We carried a picnic lunch in a big carrier, and we had to take it in when we went through the gate, so we took turns carrying the thing, and baby-sitting it when the others would go on the rides. I don’t think she and I ate a bite, for the show started about 2 p.m., and we were just so nervous to go and get into a good spot. No reserved seats---no seats at all in a lot of places, and as we entered, Randy started to whimper and pull back, because of the crowd, surging and already screaming all around us, and Mrs. T. had to stay behind with him, as we went WAY forward. The stage was a big plank platform, and all these years I’ve remembered it as a flatbed truck, somehow---maybe there were wheels visible. It was all open in the sun, and I’m sure we were limp as dishrags by the time we got as far front as we could.

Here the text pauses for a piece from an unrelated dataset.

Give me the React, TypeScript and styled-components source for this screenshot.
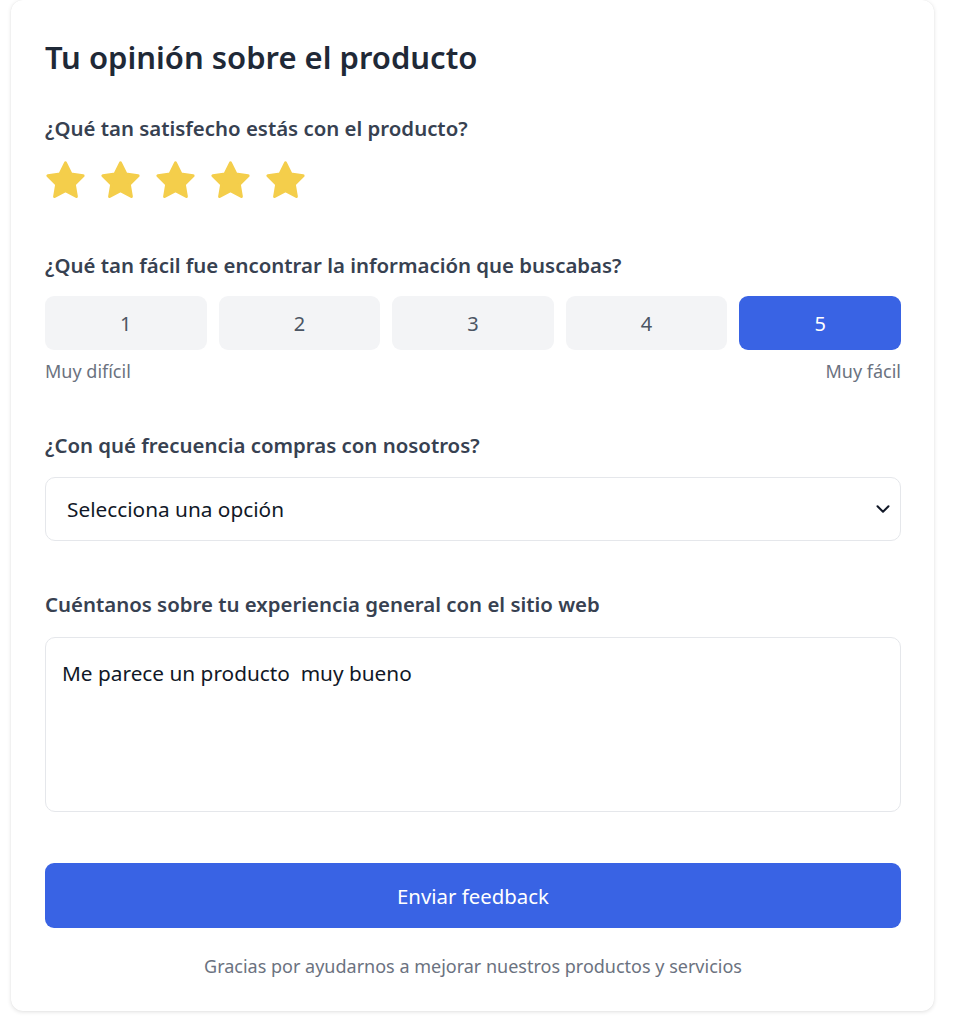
import { useState } from "react"
import styled, { createGlobalStyle } from "styled-components"
import { ChevronDown } from "lucide-react"

const GlobalStyle = createGlobalStyle`
  * { box-sizing: border-box; }
  body {
    margin: 0;
    background: #ffffff;
    font-family: "Noto Sans", "Open Sans", sans-serif;
  }
`

const Style = {
  Page: styled.div`
    width: 953px;
    height: 1024px;
    overflow: hidden;
    padding: 0 19px 0 11px;
  `,
  Card: styled.div`
    background: #ffffff;
    border-radius: 12px;
    box-shadow: 0 1px 4px rgba(0, 0, 0, 0.12), 0 0 1px rgba(0, 0, 0, 0.08);
    padding: 37px 33px 32px 34px;
    display: flex;
    flex-direction: column;
  `,
  Title: styled.h1`
    margin: 0 0 37px;
    font-size: 31px;
    line-height: 40px;
    font-weight: 600;
    color: #1f2937;
  `,
  Section: styled.div<{ $gap: number }>`
    display: flex;
    flex-direction: column;
    margin-bottom: ${(p) => p.$gap}px;
  `,
  Label: styled.label<{ $space?: number }>`
    font-size: 20.4px;
    line-height: 28px;
    font-weight: 600;
    color: #374151;
    margin-bottom: ${(p) => p.$space ?? 17}px;
  `,
  Stars: styled.div`
    display: flex;
    gap: 10px;
    margin-top: -1px;
    margin-left: -2px;
  `,
  StarButton: styled.button<{ $on: boolean }>`
    border: 0;
    padding: 0;
    background: none;
    cursor: pointer;
    display: flex;
    color: ${(p) => (p.$on ? "#f4ce4b" : "#d1d5db")};
  `,
  Scale: styled.div`
    display: grid;
    grid-template-columns: repeat(5, 1fr);
    gap: 12px;
  `,
  ScaleButton: styled.button<{ $active: boolean }>`
    height: 54px;
    border: 0;
    border-radius: 9px;
    font-family: inherit;
    font-size: 20px;
    cursor: pointer;
    background: ${(p) => (p.$active ? "#3963e4" : "#f3f4f6")};
    color: ${(p) => (p.$active ? "#ffffff" : "#4b5563")};
  `,
  ScaleHints: styled.div`
    display: flex;
    justify-content: space-between;
    margin-top: 8px;
    font-size: 18px;
    line-height: 26px;
    color: #6b7280;
  `,
  SelectBox: styled.div`
    height: 64px;
    border: 1px solid #e5e7eb;
    border-radius: 10px;
    display: flex;
    align-items: center;
    justify-content: space-between;
    padding: 0 6px 0 21px;
    font-size: 20.8px;
    color: #111827;
  `,
  TextArea: styled.textarea`
    height: 175px;
    border: 1px solid #e5e7eb;
    border-radius: 10px;
    padding: 20px 16px;
    font-family: inherit;
    font-size: 20.8px;
    line-height: 30px;
    color: #111827;
    resize: none;
    outline: none;
  `,
  Submit: styled.button`
    height: 65px;
    border: 0;
    border-radius: 9px;
    background: #3963e4;
    color: #ffffff;
    font-family: inherit;
    font-size: 20.4px;
    cursor: pointer;
  `,
  Footer: styled.p`
    margin: 25px 0 0;
    text-align: center;
    font-size: 18px;
    line-height: 26px;
    color: #6b7280;
  `,
}

function StarIcon() {
  return (
    <svg width="45" height="45" viewBox="0 0 24 24" fill="currentColor" stroke="currentColor" strokeWidth="1.6" strokeLinejoin="round">
      <path d="M12 2.6l2.9 5.9 6.5.95-4.7 4.6 1.1 6.45L12 17.45 6.2 20.5l1.1-6.45-4.7-4.6 6.5-.95z" />
    </svg>
  )
}

export default function App() {
  const [rating, setRating] = useState(5)
  const [ease, setEase] = useState(5)
  const [comment, setComment] = useState("Me parece un producto  muy bueno")

  return (
    <>
      <GlobalStyle />
      <Style.Page>
        <Style.Card>
          <Style.Title>Tu opinión sobre el producto</Style.Title>

          <Style.Section $gap={48}>
            <Style.Label>¿Qué tan satisfecho estás con el producto?</Style.Label>
            <Style.Stars>
              {[1, 2, 3, 4, 5].map((n) => (
                <Style.StarButton key={n} $on={n <= rating} onClick={() => setRating(n)}>
                  <StarIcon />
                </Style.StarButton>
              ))}
            </Style.Stars>
          </Style.Section>

          <Style.Section $gap={47}>
            <Style.Label>¿Qué tan fácil fue encontrar la información que buscabas?</Style.Label>
            <Style.Scale>
              {[1, 2, 3, 4, 5].map((n) => (
                <Style.ScaleButton key={n} $active={n === ease} onClick={() => setEase(n)}>
                  {n}
                </Style.ScaleButton>
              ))}
            </Style.Scale>
            <Style.ScaleHints>
              <span>Muy difícil</span>
              <span>Muy fácil</span>
            </Style.ScaleHints>
          </Style.Section>

          <Style.Section $gap={49}>
            <Style.Label $space={18}>¿Con qué frecuencia compras con nosotros?</Style.Label>
            <Style.SelectBox>
              <span>Selecciona una opción</span>
              <ChevronDown size={22} strokeWidth={2.2} color="#111827" />
            </Style.SelectBox>
          </Style.Section>

          <Style.Section $gap={51}>
            <Style.Label $space={19}>Cuéntanos sobre tu experiencia general con el sitio web</Style.Label>
            <Style.TextArea value={comment} onChange={(e) => setComment(e.target.value)} />
          </Style.Section>

          <Style.Submit>Enviar feedback</Style.Submit>
          <Style.Footer>Gracias por ayudarnos a mejorar nuestros productos y servicios</Style.Footer>
        </Style.Card>
      </Style.Page>
    </>
  )
}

We were WAY early, and as we stood in that September sun, with the sweaty, nervous crowd pressing ever close and closer, I could just feel the fever in my clothes---that wooly outfit, so chic and so sophisticated, was just intolerable, and the sweat was running down our faces. We’d grabbed a few each of those awful brown NIBROC “towels” in the restroom---the ones like pinking-sheared grocery bags, and we were steadily trying to dab our foreheads and not let anyone see, as the Coty powder from our dollar compacts dissolved and our Tangee lips must have looked like teeny-bop Riddlers.


There was none of the fanfare of later years---no dramatic 2001/Zarathustra and strobing lights---they just announced him, and there he was---Elvis, beginning his first number. And we were vindicated: The King was wearing almost an exact duplicate of our own outfits (he was in pants, of course). Despite the darkness of his own clothes, he just shone, up there in the sun---his hair was closer to REAL hair at the time, hardly distinguishable from any haircut in our acquaintance, and he was SO beautiful.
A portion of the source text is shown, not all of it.